Question

An object of height 3.6 cm is placed normally on the principal axis of a concave mirror of radius of curvature 30 cm. If the object is at a distance of 10 cm from the principal focus of the mirror, then the height of the real image formed due to the mirror is

• A. 5.4 cm
• B. 3.6 cm
• C. 1.8 cm
• D. 2.7 cm

Hint:

Always draw a rough ray diagram for mirror/lens problems. For a concave mirror, an object placed between C (-30 cm) and F (-15 cm), like at u=-25 cm, will form a real, inverted, and magnified image beyond C. This helps in verifying the signs and relative magnitude of your answer.

Answer 1

The Correct Option is A

Step 1: Understanding the Concept:
This problem requires the use of the mirror formula to find the image position and the magnification formula to find the image height. It's crucial to use the correct sign convention for all quantities. For a concave mirror, the focal length and radius of curvature are negative. Distances measured in the direction of incident light are positive, and those opposite are negative.
Step 2: Key Formula or Approach:
- Mirror Formula: \(\frac{1}{f} = \frac{1}{v} + \frac{1}{u}\)
- Magnification: \(m = \frac{h_i}{h_o} = -\frac{v}{u}\)
where \(f\) is focal length, \(v\) is image distance, \(u\) is object distance, \(h_i\) is image height, and \(h_o\) is object height.
Step 3: Detailed Explanation:
Determine the parameters from the question:
- Object height, \(h_o = +3.6\) cm (placed normally, so considered upright).
- Radius of curvature, \(R = -30\) cm (concave mirror).
- Focal length, \(f = R/2 = -30/2 = -15\) cm.
- The object is "10 cm from the principal focus". The focus is at x = -15 cm.
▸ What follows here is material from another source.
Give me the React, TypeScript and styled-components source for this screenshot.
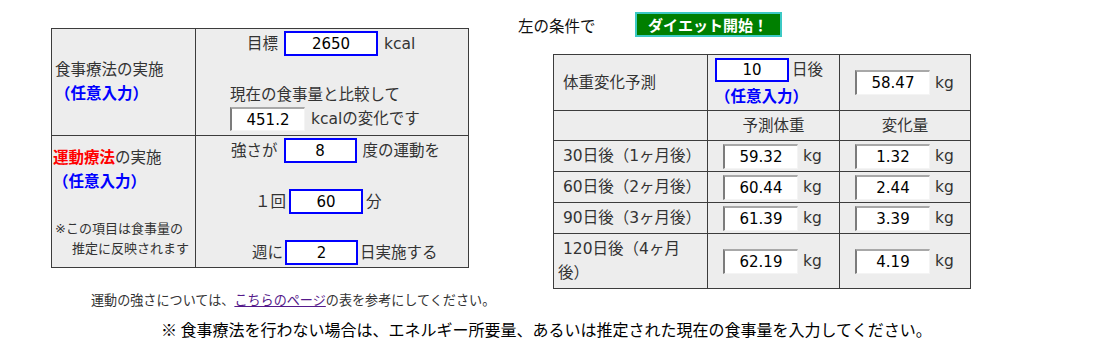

For a real image to be formed by a concave mirror, the object must be placed beyond the focus. Therefore, the object position is farther from the mirror than the focus.
- Object distance, \(u = -15 \text{ cm} - 10 \text{ cm} = -25\) cm.
Calculate the image distance (v):
Using the mirror formula:
\[ \frac{1}{-15} = \frac{1}{v} + \frac{1}{-25} \] \[ \frac{1}{v} = \frac{1}{25} - \frac{1}{15} = \frac{3 - 5}{75} = \frac{-2}{75} \] \[ v = -\frac{75}{2} = -37.5 \text{ cm} \] The negative sign indicates that the image is formed on the same side as the object and is therefore a real image, which is consistent with the question.
Calculate the image height (\(h_i\)):
Using the magnification formula:
\[ m = \frac{h_i}{h_o} = -\frac{v}{u} \] \[ \frac{h_i}{3.6} = -\frac{-37.5}{-25} = -1.5 \] \[ h_i = -1.5 \times 3.6 = -5.4 \text{ cm} \] The negative sign indicates the image is inverted. The height (magnitude) of the image is 5.4 cm.
Step 4: Final Answer:
The height of the real image is 5.4 cm. Therefore, option (A) is correct.